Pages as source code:
----------

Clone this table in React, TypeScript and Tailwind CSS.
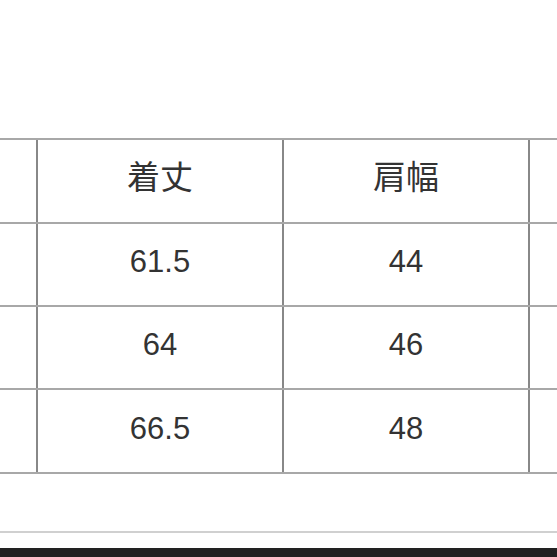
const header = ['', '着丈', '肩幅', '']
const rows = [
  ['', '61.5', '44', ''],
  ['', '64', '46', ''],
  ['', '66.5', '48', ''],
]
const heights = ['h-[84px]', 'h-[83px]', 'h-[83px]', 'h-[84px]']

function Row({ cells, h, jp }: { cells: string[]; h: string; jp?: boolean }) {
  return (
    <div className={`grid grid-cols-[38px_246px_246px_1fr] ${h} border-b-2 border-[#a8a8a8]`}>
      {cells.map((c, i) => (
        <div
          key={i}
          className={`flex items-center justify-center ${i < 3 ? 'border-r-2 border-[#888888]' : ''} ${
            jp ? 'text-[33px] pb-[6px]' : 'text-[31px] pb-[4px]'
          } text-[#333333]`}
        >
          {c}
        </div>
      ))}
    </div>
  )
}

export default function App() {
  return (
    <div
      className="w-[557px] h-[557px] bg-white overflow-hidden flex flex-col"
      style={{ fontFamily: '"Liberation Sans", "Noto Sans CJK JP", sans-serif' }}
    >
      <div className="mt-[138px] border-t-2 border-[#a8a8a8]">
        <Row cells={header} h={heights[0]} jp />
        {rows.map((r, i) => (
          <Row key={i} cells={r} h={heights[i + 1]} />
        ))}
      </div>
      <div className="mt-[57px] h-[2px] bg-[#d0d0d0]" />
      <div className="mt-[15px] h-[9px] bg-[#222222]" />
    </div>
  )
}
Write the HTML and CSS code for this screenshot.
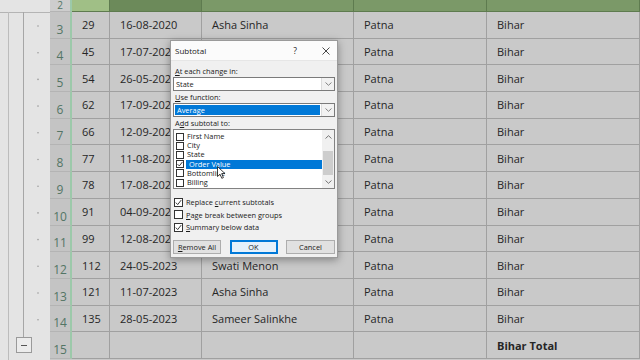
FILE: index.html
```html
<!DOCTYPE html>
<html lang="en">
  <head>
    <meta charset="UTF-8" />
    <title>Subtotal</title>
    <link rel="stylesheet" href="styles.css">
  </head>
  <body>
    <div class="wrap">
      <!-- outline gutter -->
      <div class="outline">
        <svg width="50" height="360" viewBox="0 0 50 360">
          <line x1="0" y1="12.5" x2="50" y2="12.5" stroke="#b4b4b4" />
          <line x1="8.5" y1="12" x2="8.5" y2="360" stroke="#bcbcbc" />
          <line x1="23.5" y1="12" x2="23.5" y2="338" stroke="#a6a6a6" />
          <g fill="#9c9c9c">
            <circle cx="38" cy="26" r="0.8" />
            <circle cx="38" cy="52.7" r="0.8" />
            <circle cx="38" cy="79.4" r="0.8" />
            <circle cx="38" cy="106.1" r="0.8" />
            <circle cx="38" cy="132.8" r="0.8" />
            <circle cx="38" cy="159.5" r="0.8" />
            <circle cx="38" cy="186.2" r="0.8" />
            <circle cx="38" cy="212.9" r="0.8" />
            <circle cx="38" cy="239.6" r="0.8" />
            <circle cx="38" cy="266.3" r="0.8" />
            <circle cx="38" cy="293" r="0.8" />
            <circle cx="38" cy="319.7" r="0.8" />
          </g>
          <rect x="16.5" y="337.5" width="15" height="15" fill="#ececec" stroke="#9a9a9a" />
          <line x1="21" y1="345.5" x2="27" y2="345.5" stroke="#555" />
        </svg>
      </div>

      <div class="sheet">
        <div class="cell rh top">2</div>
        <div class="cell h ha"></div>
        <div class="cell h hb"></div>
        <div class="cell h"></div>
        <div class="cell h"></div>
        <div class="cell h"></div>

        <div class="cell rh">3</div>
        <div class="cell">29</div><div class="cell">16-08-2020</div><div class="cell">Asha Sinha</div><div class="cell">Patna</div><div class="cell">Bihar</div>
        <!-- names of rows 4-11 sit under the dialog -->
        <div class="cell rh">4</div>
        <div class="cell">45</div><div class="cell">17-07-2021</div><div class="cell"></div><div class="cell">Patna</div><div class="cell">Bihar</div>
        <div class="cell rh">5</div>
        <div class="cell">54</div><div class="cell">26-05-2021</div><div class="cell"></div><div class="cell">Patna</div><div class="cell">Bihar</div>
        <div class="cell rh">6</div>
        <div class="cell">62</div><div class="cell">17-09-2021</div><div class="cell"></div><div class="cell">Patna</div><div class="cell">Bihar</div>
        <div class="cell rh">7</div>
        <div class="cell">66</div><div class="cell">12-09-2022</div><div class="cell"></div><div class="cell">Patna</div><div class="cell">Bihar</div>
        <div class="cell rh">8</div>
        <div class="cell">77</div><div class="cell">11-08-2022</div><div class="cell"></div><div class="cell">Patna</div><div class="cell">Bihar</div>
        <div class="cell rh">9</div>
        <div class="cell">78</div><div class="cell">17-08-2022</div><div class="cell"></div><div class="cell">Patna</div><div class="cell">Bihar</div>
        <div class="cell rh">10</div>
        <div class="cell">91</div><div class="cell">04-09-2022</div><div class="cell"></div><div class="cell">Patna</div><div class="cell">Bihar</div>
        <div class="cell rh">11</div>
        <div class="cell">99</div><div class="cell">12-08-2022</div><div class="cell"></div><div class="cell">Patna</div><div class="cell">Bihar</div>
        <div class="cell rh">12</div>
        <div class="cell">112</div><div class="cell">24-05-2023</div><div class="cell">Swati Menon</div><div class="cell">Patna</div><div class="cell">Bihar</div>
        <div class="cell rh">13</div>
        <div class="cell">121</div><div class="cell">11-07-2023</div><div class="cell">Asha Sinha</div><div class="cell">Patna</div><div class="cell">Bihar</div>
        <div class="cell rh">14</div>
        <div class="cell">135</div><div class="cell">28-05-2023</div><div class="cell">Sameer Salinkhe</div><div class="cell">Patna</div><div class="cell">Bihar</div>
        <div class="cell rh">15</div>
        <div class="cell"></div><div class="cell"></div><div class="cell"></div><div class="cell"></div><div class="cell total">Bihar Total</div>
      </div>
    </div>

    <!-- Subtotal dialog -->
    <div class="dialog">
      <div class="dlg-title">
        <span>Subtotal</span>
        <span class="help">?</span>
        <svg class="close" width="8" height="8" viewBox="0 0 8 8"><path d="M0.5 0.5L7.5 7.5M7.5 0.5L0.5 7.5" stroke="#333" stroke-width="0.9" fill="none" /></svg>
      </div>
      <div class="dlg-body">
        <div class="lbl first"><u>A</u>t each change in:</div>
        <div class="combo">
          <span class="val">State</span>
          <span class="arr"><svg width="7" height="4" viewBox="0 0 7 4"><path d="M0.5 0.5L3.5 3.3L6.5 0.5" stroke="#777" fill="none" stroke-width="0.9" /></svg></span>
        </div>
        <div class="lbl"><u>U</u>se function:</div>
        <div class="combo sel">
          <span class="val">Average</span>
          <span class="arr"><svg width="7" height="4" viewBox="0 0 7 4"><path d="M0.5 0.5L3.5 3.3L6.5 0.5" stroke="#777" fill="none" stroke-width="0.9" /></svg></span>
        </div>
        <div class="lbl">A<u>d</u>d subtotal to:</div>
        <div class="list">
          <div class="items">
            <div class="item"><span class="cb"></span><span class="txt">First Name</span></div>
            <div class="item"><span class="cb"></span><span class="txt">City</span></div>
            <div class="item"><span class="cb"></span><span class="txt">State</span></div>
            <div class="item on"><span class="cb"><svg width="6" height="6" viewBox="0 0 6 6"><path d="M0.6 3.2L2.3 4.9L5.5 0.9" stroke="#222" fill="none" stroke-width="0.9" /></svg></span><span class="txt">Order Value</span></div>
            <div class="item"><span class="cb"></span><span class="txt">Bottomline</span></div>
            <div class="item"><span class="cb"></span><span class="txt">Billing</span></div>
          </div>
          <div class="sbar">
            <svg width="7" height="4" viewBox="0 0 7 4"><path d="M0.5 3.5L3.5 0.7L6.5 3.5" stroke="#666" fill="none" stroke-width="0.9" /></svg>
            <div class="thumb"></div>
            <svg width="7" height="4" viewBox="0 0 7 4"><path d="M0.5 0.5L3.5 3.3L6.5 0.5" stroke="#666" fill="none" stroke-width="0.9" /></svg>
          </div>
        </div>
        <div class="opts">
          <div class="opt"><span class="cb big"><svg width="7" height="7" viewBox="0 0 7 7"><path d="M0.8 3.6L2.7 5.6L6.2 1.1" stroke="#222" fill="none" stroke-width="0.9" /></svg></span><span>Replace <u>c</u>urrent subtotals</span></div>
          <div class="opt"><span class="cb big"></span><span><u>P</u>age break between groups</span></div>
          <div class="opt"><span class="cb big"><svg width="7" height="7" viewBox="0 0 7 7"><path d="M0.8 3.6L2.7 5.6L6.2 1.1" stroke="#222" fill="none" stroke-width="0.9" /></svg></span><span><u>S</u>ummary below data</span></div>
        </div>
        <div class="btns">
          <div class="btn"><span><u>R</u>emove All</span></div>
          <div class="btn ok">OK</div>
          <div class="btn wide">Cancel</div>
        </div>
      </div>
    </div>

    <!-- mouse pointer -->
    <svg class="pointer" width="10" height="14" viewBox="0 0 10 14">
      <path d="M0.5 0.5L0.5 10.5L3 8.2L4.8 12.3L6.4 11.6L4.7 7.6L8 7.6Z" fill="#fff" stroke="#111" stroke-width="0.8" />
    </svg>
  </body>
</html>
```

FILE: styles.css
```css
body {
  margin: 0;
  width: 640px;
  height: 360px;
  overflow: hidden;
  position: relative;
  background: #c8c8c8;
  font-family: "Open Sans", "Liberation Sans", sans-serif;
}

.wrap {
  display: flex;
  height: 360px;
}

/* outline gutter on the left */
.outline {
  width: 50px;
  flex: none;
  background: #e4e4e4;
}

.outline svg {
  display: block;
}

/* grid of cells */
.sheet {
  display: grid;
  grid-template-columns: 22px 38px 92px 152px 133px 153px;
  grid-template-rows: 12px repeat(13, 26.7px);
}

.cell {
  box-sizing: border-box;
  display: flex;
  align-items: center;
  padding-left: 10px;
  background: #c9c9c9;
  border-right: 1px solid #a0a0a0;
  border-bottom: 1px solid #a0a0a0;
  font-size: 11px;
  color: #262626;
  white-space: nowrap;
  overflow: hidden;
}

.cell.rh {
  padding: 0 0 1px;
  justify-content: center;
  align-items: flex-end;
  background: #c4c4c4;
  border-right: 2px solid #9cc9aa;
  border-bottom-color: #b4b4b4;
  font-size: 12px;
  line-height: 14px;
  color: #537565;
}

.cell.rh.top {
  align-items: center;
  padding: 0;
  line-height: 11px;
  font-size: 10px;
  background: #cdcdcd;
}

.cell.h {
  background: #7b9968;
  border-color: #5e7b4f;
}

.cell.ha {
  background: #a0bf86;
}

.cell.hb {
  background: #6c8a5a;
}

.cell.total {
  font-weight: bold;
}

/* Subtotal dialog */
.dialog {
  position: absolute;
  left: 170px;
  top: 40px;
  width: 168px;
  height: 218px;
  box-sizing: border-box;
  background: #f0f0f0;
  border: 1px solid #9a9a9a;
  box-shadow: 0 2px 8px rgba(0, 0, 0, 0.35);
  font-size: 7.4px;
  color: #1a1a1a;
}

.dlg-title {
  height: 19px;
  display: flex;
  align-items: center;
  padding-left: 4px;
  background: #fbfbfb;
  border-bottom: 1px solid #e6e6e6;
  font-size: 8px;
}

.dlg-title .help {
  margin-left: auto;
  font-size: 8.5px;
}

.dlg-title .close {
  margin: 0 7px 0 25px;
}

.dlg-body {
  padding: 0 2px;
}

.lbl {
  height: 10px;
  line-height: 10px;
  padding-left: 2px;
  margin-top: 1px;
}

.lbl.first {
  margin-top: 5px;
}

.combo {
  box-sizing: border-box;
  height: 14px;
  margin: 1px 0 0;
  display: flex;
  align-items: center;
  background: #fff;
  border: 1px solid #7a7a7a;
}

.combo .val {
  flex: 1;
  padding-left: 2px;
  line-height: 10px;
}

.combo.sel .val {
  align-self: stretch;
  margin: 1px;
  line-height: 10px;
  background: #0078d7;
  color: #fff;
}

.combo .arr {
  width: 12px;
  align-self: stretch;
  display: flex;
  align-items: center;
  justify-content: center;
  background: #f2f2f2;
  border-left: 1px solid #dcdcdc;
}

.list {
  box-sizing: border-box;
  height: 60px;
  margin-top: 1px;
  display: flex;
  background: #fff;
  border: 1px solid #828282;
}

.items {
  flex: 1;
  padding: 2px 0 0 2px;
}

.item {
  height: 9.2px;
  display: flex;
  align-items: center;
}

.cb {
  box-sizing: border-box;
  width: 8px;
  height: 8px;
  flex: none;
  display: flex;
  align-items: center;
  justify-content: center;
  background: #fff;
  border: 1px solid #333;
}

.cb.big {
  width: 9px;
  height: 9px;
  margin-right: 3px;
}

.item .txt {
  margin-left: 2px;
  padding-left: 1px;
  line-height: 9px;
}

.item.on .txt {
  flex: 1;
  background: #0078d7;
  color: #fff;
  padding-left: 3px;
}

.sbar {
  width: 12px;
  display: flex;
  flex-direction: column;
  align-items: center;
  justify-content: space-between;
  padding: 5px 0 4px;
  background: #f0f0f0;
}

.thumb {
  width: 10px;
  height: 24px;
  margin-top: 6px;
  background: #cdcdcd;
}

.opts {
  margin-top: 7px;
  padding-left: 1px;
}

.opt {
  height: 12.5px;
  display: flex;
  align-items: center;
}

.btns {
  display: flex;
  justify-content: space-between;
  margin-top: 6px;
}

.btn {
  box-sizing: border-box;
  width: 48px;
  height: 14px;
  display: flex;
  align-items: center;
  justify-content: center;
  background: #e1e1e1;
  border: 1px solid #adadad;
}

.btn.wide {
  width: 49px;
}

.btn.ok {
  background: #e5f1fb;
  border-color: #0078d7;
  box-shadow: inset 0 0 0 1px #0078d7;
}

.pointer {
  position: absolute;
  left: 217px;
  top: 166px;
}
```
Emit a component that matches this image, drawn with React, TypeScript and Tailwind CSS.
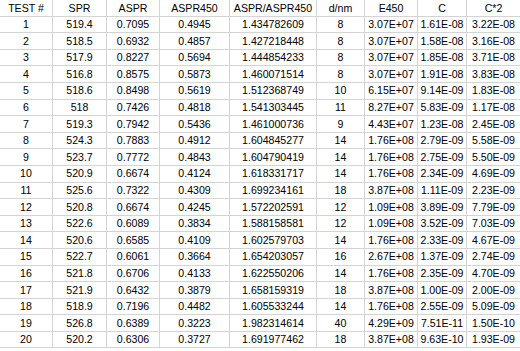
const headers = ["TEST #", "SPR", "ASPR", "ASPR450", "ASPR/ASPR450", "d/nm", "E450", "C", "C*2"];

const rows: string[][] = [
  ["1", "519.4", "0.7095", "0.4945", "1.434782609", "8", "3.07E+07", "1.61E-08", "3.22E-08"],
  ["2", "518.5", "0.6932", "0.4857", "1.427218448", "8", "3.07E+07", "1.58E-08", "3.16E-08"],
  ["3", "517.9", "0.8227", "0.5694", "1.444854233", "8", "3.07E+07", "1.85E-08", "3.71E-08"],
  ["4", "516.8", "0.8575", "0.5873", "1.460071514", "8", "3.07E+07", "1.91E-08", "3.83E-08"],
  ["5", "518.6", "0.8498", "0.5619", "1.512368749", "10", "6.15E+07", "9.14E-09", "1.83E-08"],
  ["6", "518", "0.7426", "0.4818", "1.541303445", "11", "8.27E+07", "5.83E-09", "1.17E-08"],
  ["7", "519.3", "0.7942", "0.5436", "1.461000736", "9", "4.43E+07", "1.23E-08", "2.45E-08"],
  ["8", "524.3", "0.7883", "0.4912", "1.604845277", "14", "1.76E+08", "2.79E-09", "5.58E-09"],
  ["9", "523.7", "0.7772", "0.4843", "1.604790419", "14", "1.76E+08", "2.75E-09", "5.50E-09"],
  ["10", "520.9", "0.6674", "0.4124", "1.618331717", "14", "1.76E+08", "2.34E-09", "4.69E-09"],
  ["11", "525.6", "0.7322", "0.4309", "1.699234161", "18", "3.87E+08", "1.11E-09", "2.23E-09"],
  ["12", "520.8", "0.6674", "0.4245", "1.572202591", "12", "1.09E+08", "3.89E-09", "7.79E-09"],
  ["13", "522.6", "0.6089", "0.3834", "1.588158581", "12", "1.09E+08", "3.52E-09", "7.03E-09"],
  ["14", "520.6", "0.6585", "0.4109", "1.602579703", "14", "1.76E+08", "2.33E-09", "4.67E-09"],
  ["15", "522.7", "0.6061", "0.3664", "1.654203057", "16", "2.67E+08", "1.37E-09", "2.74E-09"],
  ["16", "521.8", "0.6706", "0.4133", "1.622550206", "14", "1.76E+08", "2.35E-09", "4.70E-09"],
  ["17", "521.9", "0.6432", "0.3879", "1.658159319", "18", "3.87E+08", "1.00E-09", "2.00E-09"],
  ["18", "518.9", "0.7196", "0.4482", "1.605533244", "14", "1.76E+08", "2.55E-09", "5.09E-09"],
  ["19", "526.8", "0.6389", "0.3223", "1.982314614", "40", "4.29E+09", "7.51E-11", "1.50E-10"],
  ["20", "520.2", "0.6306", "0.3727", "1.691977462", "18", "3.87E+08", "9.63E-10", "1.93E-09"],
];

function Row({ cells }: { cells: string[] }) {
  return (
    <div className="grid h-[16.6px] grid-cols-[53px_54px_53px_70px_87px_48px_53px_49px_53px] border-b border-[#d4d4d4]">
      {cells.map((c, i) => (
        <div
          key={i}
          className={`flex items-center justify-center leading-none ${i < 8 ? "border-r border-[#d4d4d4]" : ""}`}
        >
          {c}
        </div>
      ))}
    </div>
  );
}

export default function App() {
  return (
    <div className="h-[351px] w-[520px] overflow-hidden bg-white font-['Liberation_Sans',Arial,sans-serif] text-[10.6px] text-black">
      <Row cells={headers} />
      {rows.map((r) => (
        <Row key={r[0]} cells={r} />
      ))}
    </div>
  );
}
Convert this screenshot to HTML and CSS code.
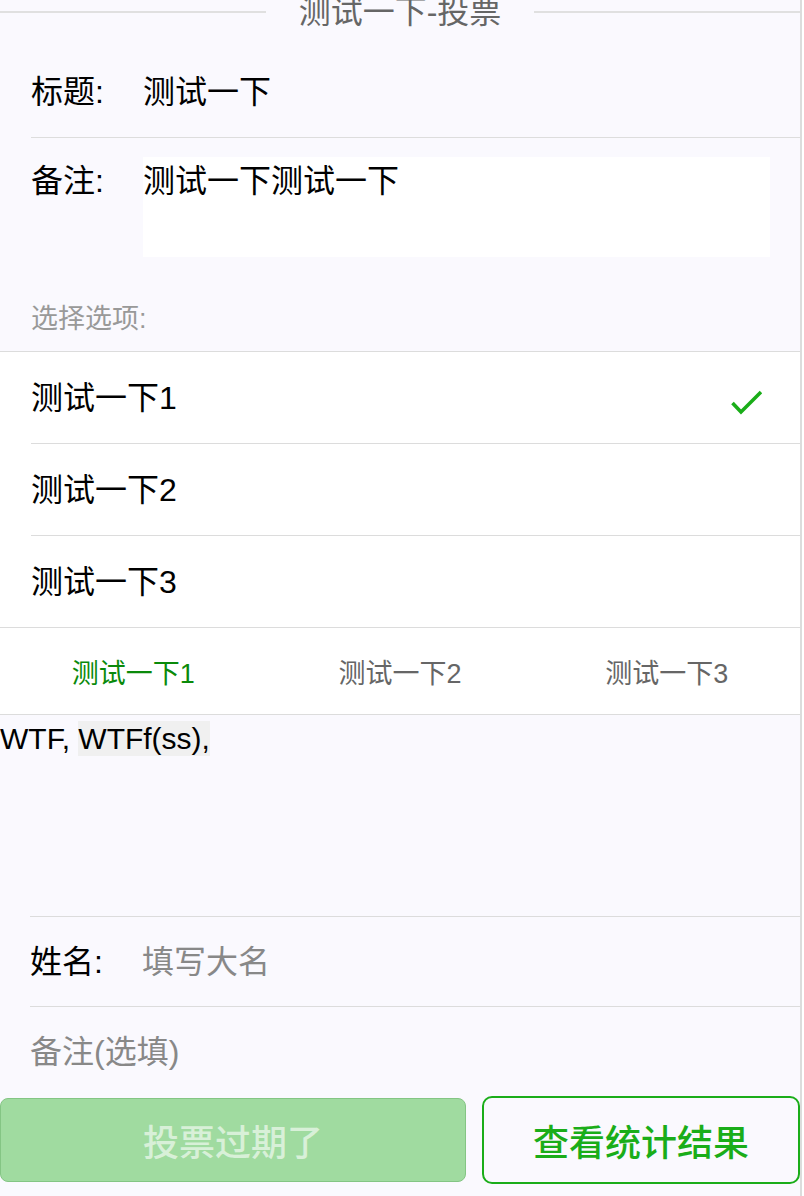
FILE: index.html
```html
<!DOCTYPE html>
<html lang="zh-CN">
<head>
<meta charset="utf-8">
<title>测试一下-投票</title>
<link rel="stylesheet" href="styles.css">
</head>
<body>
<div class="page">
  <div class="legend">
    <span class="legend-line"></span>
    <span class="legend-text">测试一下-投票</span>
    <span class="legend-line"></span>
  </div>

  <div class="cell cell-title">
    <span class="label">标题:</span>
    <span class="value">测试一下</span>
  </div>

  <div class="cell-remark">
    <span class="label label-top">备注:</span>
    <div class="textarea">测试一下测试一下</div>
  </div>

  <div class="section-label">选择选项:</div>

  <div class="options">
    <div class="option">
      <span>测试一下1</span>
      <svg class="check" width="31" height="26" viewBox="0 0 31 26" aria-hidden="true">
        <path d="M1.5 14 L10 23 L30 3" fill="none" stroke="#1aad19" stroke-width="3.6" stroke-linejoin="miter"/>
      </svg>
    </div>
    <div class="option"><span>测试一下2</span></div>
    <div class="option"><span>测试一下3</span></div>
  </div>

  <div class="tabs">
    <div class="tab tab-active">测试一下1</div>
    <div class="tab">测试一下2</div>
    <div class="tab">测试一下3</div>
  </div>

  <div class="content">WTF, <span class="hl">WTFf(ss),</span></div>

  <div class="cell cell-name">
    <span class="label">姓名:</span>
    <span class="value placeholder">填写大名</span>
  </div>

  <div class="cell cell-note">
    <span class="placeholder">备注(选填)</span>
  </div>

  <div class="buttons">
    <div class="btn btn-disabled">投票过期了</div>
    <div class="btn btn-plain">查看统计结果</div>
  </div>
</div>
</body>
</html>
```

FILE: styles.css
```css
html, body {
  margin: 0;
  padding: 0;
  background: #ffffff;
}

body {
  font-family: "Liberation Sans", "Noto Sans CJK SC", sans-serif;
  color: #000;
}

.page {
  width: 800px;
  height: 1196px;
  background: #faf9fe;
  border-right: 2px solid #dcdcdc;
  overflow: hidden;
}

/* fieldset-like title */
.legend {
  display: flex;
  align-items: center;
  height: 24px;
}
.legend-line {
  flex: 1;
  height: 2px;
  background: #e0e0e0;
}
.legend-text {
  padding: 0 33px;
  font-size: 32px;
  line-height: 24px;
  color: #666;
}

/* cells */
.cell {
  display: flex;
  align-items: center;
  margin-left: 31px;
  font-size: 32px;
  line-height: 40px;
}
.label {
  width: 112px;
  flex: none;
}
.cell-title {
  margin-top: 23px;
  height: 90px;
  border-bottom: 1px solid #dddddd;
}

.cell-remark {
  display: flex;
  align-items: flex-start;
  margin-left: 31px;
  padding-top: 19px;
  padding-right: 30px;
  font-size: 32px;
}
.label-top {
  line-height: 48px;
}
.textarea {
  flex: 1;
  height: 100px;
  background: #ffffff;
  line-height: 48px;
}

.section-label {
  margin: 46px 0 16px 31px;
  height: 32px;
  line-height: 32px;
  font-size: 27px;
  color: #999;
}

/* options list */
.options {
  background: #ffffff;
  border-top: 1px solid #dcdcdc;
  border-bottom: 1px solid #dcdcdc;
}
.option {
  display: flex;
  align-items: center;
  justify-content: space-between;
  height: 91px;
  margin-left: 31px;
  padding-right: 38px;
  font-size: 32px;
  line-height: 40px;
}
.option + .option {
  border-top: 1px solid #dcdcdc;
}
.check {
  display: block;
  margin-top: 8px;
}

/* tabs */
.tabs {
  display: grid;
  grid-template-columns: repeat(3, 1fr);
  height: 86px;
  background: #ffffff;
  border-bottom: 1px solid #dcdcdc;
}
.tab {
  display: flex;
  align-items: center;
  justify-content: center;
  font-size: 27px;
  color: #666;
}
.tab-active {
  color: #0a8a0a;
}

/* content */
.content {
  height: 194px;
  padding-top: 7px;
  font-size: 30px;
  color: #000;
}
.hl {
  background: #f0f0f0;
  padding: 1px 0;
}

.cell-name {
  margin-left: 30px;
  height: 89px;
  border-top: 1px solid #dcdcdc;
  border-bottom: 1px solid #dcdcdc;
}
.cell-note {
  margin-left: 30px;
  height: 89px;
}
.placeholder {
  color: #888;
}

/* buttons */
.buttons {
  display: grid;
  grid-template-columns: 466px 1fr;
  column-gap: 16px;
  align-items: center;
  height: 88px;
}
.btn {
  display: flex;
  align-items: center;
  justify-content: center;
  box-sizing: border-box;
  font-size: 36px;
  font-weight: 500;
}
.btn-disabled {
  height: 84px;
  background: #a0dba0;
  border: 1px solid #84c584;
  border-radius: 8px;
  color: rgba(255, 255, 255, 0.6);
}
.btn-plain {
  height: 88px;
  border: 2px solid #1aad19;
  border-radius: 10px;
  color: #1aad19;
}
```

----------

- [STATED TASK] Search the data for "screenshot". Copy every line that has it.

- [ANSWER TO THIS TASK]
Write the HTML and CSS code for this screenshot.
Convert this screenshot to HTML and CSS code.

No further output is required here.